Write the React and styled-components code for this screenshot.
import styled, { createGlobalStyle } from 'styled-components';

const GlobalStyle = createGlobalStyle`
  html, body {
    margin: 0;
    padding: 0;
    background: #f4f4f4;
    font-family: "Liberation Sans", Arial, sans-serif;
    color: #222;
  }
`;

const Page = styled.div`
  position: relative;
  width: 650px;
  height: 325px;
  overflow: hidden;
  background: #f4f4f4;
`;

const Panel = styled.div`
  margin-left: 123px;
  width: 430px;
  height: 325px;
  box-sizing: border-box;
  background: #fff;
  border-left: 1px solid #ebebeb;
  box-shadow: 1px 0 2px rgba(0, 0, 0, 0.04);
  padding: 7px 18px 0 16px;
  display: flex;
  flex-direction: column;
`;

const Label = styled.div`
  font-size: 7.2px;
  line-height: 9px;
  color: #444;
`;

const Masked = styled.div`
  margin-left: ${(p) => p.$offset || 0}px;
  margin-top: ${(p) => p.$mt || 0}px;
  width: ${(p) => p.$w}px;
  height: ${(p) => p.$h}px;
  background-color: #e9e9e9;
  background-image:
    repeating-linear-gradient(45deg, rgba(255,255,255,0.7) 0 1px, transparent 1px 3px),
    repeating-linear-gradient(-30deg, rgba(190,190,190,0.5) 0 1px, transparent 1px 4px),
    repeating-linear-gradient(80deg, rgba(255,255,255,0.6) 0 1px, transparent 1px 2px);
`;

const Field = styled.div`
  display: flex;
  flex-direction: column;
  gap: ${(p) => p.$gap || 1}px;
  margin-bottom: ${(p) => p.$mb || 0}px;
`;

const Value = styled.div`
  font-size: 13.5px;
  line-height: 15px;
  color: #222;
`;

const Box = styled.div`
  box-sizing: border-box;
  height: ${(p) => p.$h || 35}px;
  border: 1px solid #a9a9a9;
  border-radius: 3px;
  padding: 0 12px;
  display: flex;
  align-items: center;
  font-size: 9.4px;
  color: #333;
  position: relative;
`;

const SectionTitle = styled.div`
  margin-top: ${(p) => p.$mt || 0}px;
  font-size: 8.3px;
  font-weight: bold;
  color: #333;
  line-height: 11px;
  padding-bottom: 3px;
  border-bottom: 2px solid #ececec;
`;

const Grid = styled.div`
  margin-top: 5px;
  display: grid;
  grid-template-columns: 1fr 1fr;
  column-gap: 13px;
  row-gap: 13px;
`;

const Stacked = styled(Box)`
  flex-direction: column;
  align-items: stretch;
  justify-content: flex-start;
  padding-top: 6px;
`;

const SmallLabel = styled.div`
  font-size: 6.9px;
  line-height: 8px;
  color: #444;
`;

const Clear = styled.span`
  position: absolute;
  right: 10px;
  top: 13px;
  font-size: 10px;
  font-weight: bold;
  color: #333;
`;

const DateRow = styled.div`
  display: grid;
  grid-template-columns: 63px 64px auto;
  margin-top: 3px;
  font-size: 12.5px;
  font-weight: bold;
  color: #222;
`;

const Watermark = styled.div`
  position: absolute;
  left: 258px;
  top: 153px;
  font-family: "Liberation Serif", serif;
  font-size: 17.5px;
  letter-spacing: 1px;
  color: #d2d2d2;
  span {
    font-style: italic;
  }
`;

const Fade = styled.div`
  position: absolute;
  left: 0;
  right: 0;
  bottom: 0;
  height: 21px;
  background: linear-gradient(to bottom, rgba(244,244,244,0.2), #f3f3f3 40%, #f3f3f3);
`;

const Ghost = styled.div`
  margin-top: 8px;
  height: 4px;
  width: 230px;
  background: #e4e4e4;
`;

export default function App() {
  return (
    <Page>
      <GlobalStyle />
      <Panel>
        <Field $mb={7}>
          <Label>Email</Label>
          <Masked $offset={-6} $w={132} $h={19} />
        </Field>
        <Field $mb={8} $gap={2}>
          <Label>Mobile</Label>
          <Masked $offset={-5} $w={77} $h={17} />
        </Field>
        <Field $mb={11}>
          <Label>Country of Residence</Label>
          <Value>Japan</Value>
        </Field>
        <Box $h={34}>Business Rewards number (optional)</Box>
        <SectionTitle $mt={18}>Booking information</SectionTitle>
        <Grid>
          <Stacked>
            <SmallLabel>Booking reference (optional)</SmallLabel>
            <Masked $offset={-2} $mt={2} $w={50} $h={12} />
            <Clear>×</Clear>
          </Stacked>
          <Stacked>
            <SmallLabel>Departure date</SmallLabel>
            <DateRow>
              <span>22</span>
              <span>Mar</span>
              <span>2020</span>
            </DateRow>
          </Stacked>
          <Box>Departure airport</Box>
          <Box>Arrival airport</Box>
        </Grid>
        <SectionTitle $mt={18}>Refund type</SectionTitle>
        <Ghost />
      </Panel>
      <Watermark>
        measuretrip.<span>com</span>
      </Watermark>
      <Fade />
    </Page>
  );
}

__Problem statement__. Copy out every line of the data above, exactly as given.

__Finished exercise__.
Write the React and styled-components code for this screenshot.
import styled, { createGlobalStyle } from 'styled-components';

const GlobalStyle = createGlobalStyle`
  html, body {
    margin: 0;
    padding: 0;
    background: #f4f4f4;
    font-family: "Liberation Sans", Arial, sans-serif;
    color: #222;
  }
`;

const Page = styled.div`
  position: relative;
  width: 650px;
  height: 325px;
  overflow: hidden;
  background: #f4f4f4;
`;

const Panel = styled.div`
  margin-left: 123px;
  width: 430px;
  height: 325px;
  box-sizing: border-box;
  background: #fff;
  border-left: 1px solid #ebebeb;
  box-shadow: 1px 0 2px rgba(0, 0, 0, 0.04);
  padding: 7px 18px 0 16px;
  display: flex;
  flex-direction: column;
`;

const Label = styled.div`
  font-size: 7.2px;
  line-height: 9px;
  color: #444;
`;

const Masked = styled.div`
  margin-left: ${(p) => p.$offset || 0}px;
  margin-top: ${(p) => p.$mt || 0}px;
  width: ${(p) => p.$w}px;
  height: ${(p) => p.$h}px;
  background-color: #e9e9e9;
  background-image:
    repeating-linear-gradient(45deg, rgba(255,255,255,0.7) 0 1px, transparent 1px 3px),
    repeating-linear-gradient(-30deg, rgba(190,190,190,0.5) 0 1px, transparent 1px 4px),
    repeating-linear-gradient(80deg, rgba(255,255,255,0.6) 0 1px, transparent 1px 2px);
`;

const Field = styled.div`
  display: flex;
  flex-direction: column;
  gap: ${(p) => p.$gap || 1}px;
  margin-bottom: ${(p) => p.$mb || 0}px;
`;

const Value = styled.div`
  font-size: 13.5px;
  line-height: 15px;
  color: #222;
`;

const Box = styled.div`
  box-sizing: border-box;
  height: ${(p) => p.$h || 35}px;
  border: 1px solid #a9a9a9;
  border-radius: 3px;
  padding: 0 12px;
  display: flex;
  align-items: center;
  font-size: 9.4px;
  color: #333;
  position: relative;
`;

const SectionTitle = styled.div`
  margin-top: ${(p) => p.$mt || 0}px;
  font-size: 8.3px;
  font-weight: bold;
  color: #333;
  line-height: 11px;
  padding-bottom: 3px;
  border-bottom: 2px solid #ececec;
`;

const Grid = styled.div`
  margin-top: 5px;
  display: grid;
  grid-template-columns: 1fr 1fr;
  column-gap: 13px;
  row-gap: 13px;
`;

const Stacked = styled(Box)`
  flex-direction: column;
  align-items: stretch;
  justify-content: flex-start;
  padding-top: 6px;
`;

const SmallLabel = styled.div`
  font-size: 6.9px;
  line-height: 8px;
  color: #444;
`;

const Clear = styled.span`
  position: absolute;
  right: 10px;
  top: 13px;
  font-size: 10px;
  font-weight: bold;
  color: #333;
`;

const DateRow = styled.div`
  display: grid;
  grid-template-columns: 63px 64px auto;
  margin-top: 3px;
  font-size: 12.5px;
  font-weight: bold;
  color: #222;
`;

const Watermark = styled.div`
  position: absolute;
  left: 258px;
  top: 153px;
  font-family: "Liberation Serif", serif;
  font-size: 17.5px;
  letter-spacing: 1px;
  color: #d2d2d2;
  span {
    font-style: italic;
  }
`;

const Fade = styled.div`
  position: absolute;
  left: 0;
  right: 0;
  bottom: 0;
  height: 21px;
  background: linear-gradient(to bottom, rgba(244,244,244,0.2), #f3f3f3 40%, #f3f3f3);
`;

const Ghost = styled.div`
  margin-top: 8px;
  height: 4px;
  width: 230px;
  background: #e4e4e4;
`;

export default function App() {
  return (
    <Page>
      <GlobalStyle />
      <Panel>
        <Field $mb={7}>
          <Label>Email</Label>
          <Masked $offset={-6} $w={132} $h={19} />
        </Field>
        <Field $mb={8} $gap={2}>
          <Label>Mobile</Label>
          <Masked $offset={-5} $w={77} $h={17} />
        </Field>
        <Field $mb={11}>
          <Label>Country of Residence</Label>
          <Value>Japan</Value>
        </Field>
        <Box $h={34}>Business Rewards number (optional)</Box>
        <SectionTitle $mt={18}>Booking information</SectionTitle>
        <Grid>
          <Stacked>
            <SmallLabel>Booking reference (optional)</SmallLabel>
            <Masked $offset={-2} $mt={2} $w={50} $h={12} />
            <Clear>×</Clear>
          </Stacked>
          <Stacked>
            <SmallLabel>Departure date</SmallLabel>
            <DateRow>
              <span>22</span>
              <span>Mar</span>
              <span>2020</span>
            </DateRow>
          </Stacked>
          <Box>Departure airport</Box>
          <Box>Arrival airport</Box>
        </Grid>
        <SectionTitle $mt={18}>Refund type</SectionTitle>
        <Ghost />
      </Panel>
      <Watermark>
        measuretrip.<span>com</span>
      </Watermark>
      <Fade />
    </Page>
  );
}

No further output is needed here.